Angotti argues that 197-a plans should be “the building blocks for citywide planning policy.” Their process of communal creation, while vaguely defined, provides an opportunity for each and every one of us to have a say in the social decisions that determine the quality and direction of our neighborhoods, and our lives. But the regulations adopted by the Department of City Planning ensured the plans would have no teeth: “The existence of an adopted 197-a plan shall not preclude the sponsor or any other city agency from developing other plans or taking actions not contemplated by the 197-a plan that may affect the same geographic area or subject matter.”

In practice, this has meant that again and again communities have invested years in putting together a 197-a plan only to see its acceptance by DCP essentially serve as a death certificate. In the nearly 20 years since the charter was changed, only 10 such plans have won the city’s approval. Whether regarding CB4’s plan for Chelsea, the case of Bronx CB3, or plans for Red Hook, Greenpoint or Williamsburg in Brooklyn, the city has at best ignored the results of the 197-a process, and at worst implemented zoning changes explicitly contravening their recommendations.

While all these plans had their flaws, Angotti argues that they were generally inclusive, often calling for more affordable housing and access to public services. He acknowledges, however, that there are plans that don’t live up to his vision—as in the wealthiest Bronx neighborhood, Riverdale, whose 197-a plan was approved in 2003. “Within a matter of two years,” Angotti reports, “more than half of the areas were rezoned by DCP. Most of the zonings reduced the potential for new development.” Community planning can shut people out just as easily as it can welcome them in.

Angotti is at his best when he hones in on the stories of specific community planning efforts.

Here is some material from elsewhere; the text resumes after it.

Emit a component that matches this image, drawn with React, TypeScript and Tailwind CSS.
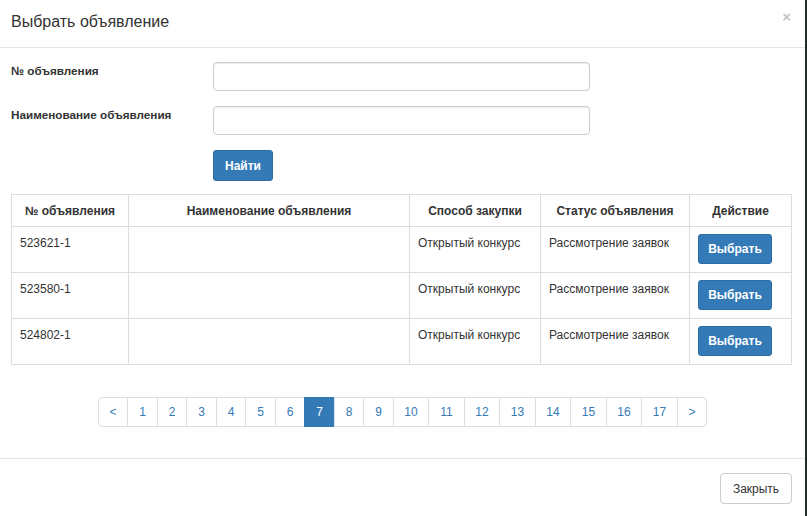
import React from 'react';

const rows = [
  { id: '523621-1', method: 'Открытый конкурс', status: 'Рассмотрение заявок' },
  { id: '523580-1', method: 'Открытый конкурс', status: 'Рассмотрение заявок' },
  { id: '524802-1', method: 'Открытый конкурс', status: 'Рассмотрение заявок' },
];

const pages = ['<', '1', '2', '3', '4', '5', '6', '7', '8', '9', '10', '11', '12', '13', '14', '15', '16', '17', '>'];

export default function App() {
  return (
    <div className="flex h-[516px] w-[807px] font-['Liberation_Sans',Arial,sans-serif] text-[12px] text-[#333]">
      <div className="flex w-[805px] flex-col bg-white">
        {/* Header */}
        <div className="flex h-[48px] items-start justify-between border-b border-[#e5e5e5] pl-[11px] pr-[14px]">
          <h4 className="pt-[12px] text-[16px] leading-[20px] text-[#333]">Выбрать объявление</h4>
          <span className="pt-[7px] text-[15px] font-bold leading-[20px] text-[#c4c4c4]">×</span>
        </div>

        {/* Body */}
        <div className="flex flex-1 flex-col px-[11px] pt-[14px]">
          <div className="grid grid-cols-[202px_377px] gap-y-[15px]">
            <label className="pt-[1px] text-[11.7px] font-bold leading-[16px]">№ объявления</label>
            <input className="h-[29px] rounded-[4px] border border-[#ccc] px-3 shadow-[inset_0_1px_1px_rgba(0,0,0,0.075)] outline-none" />
            <label className="pt-[1px] text-[11.7px] font-bold leading-[16px]">Наименование объявления</label>
            <input className="h-[29px] rounded-[4px] border border-[#ccc] px-3 shadow-[inset_0_1px_1px_rgba(0,0,0,0.075)] outline-none" />
            <div />
            <div>
              <button className="h-[31px] w-[60px] rounded-[3px] border border-[#2e6da4] bg-[#337ab7] text-[12px] font-bold text-white">
                Найти
              </button>
            </div>
          </div>

          <table className="mt-[13px] w-[780px] table-fixed border-collapse">
            <colgroup>
              <col className="w-[117px]" />
              <col className="w-[281px]" />
              <col className="w-[131px]" />
              <col className="w-[149px]" />
              <col className="w-[102px]" />
            </colgroup>
            <thead>
              <tr className="h-[32px]">
                {['№ объявления', 'Наименование объявления', 'Способ закупки', 'Статус объявления', 'Действие'].map((h) => (
                  <th key={h} className="border border-[#ddd] px-2 text-center align-middle font-bold leading-[16px]">
                    {h}
                  </th>
                ))}
              </tr>
            </thead>
            <tbody>
              {rows.map((r) => (
                <tr key={r.id} className="h-[46px]">
                  <td className="border border-[#ddd] px-2 pt-[8px] align-top leading-[16px]">{r.id}</td>
                  <td className="border border-[#ddd] px-2 pt-[8px] align-top" />
                  <td className="border border-[#ddd] px-2 pt-[8px] align-top leading-[16px]">{r.method}</td>
                  <td className="border border-[#ddd] px-2 pt-[8px] align-top leading-[16px]">{r.status}</td>
                  <td className="border border-[#ddd] px-2 py-[7px] align-top">
                    <button className="h-[30px] w-[74px] rounded-[3px] border border-[#2e6da4] bg-[#337ab7] text-[12px] font-bold text-white">
                      Выбрать
                    </button>
                  </td>
                </tr>
              ))}
            </tbody>
          </table>

          <div className="mt-[32px] flex justify-center">
            <ul className="flex h-[30px]">
              {pages.map((p, i) => {
                const active = p === '7';
                const first = i === 0;
                const last = i === pages.length - 1;
                return (
                  <li
                    key={p}
                    className={`-ml-px flex items-center justify-center border leading-[16px] ${
                      p.length === 2 ? 'w-[36.5px]' : 'w-[30.5px]'
                    } ${active ? 'border-[#337ab7] bg-[#337ab7] text-white' : 'border-[#ddd] bg-white text-[#337ab7]'} ${
                      first ? 'ml-0 rounded-l-[4px]' : ''
                    } ${last ? 'rounded-r-[4px]' : ''}`}
                  >
                    {p}
                  </li>
                );
              })}
            </ul>
          </div>
        </div>

        {/* Footer */}
        <div className="flex h-[58px] items-start justify-end border-t border-[#e5e5e5] pr-[13px] pt-[14px]">
          <button className="h-[31px] w-[72px] rounded-[4px] border border-[#ccc] bg-white text-[12px] text-[#333]">
            Закрыть
          </button>
        </div>
      </div>
      <div className="w-[2px] bg-[#1e2b2b]" />
    </div>
  );
}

With a career that has included stints as a planner for city government, and now has him directing Hunter College’s Center for Community Planning and Development and co-editing Progressive Planning magazine, he brings an impressive degree of erudition to bear on the subject – although at times it gets in his way. If you can hack your way past the occasional sentence like “Plans and planning are not static things but nodes of social and political relations that occur in urban places,” there are valuable insights to be mined from Angotti’s work. Yet his bids for world-historical sweep never quite make it to the dustbin of history, and the resulting narrative is littered with the jargon of the academic left: dialectics, disaster capitalism, manufacturing consent, flexible accumulation.

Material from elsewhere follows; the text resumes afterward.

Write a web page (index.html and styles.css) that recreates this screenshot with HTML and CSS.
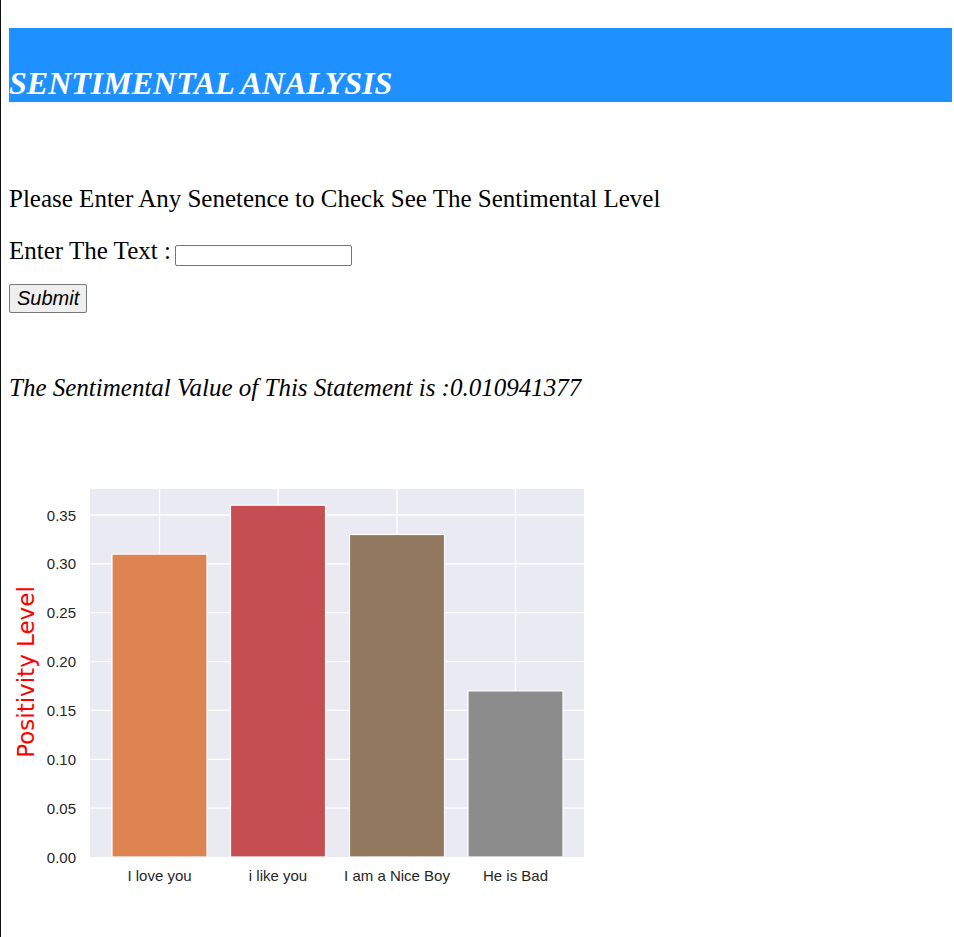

One wonders if the material might have hung together better under the book’s working title: “We Won’t Move: Community Planning in ‘The Real Estate Capital of the World.'” (And if the publisher had put any effort at all into the cover, which is splashed with a fuzzy snapshot by the author himself.) One of Angotti’s most enlightening case studies is about ¡Nos Quedamos!— “We Stay”—a coalition of South Bronx homeowners, tenants, businesspeople, property owners and institutions, which advanced its plan for the community outside of the 197-a process. Protests by the coalition forced the city to the table in the early 1990s. Given six months to come up with an alternative to the city’s urban renewal proposal, Angotti notes that ¡Nos Quedamos! held 168 public meetings, made it through the ULURP process, and has since seen over 700 units of new housing constructed. And like the folks at Cooper Square and in Red Hook, the coalition built by ¡Nos Quedamos! encompassed small businesses. Angotti doesn’t delve into the extent of their role in these coalitions and their respective victories; readers looking to chalk up another win might wish he had.

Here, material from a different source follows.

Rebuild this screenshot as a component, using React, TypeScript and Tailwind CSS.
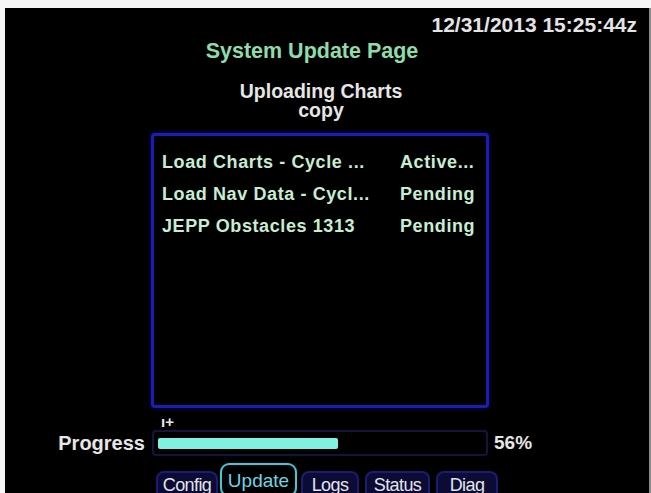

Angotti recounts another successful citywide planning effort by a group called the Organization of Waterfront Neighborhoods, which also bucked the 197-a process. Given these successes, it’s hard to avoid concluding that the 197-a process as it currently exists is far more effective at co-opting community organizing and planning efforts than realizing them. Some of its harsher critics would argue this is just one more example of the state offloading its responsibilities onto, well, whoever’s around—citizens, community boards, nonprofits, etc. If we value participatory democracy, the answer isn’t scrapping the process, but giving it teeth.

That’s one clear imperative of the book’s analysis. Making 197-a plans binding, as well as adequately staffing community boards, would be a good start. Angotti reports that in Seattle and Rochester, mayors established new agencies to help citizens participate in the budgetary and planning processes, moving planning out from under the shadow of high-rise luxury development, and making it proactive instead of reactive. In Boston, the Dudley Street Neighborhood Initiative started a community land trust, and got the city to delegate the power of eminent domain (though we don’t learn the details, disappointingly), allowing it to expand the land under its control without displacing anyone.

It’s the community control of land that Angotti sees as crucial to empowering community plans. The Koch administration’s handling of the vast number of vacant lots, dilapidated buildings, and burned-out husks that wound up in the city’s hands after the near collapse of the late 60s and 70s wasted a valuable opportunity, he writes. Instead of unloading those properties on the highest bidders as quickly as possible, the city should have established a land bank, restoring to it a powerful foundation on which to plan for the future.

Instead, the redistribution continued patterns that too often leave neighborhoods at the mercy of the real estate and financial sectors. Threats posed by development often create the pressure that leads to community planning. Today, as the city braces itself for continuing waves of foreclosures, the credit markets choke on their own bad paper, and development projects grind to a halt, the city government may once again find itself in the real estate business. And where others see a crisis, Angotti sees an opportunity: “The city should cede full control over city-owned vacant land to organizations that will use it in accordance with democratic, community-initiated 197-a plans.” His is a vision of community planning that’s participatory, contentious, aggressive and confrontational, of struggles fought over decades and waged for future generations. Are we up to it?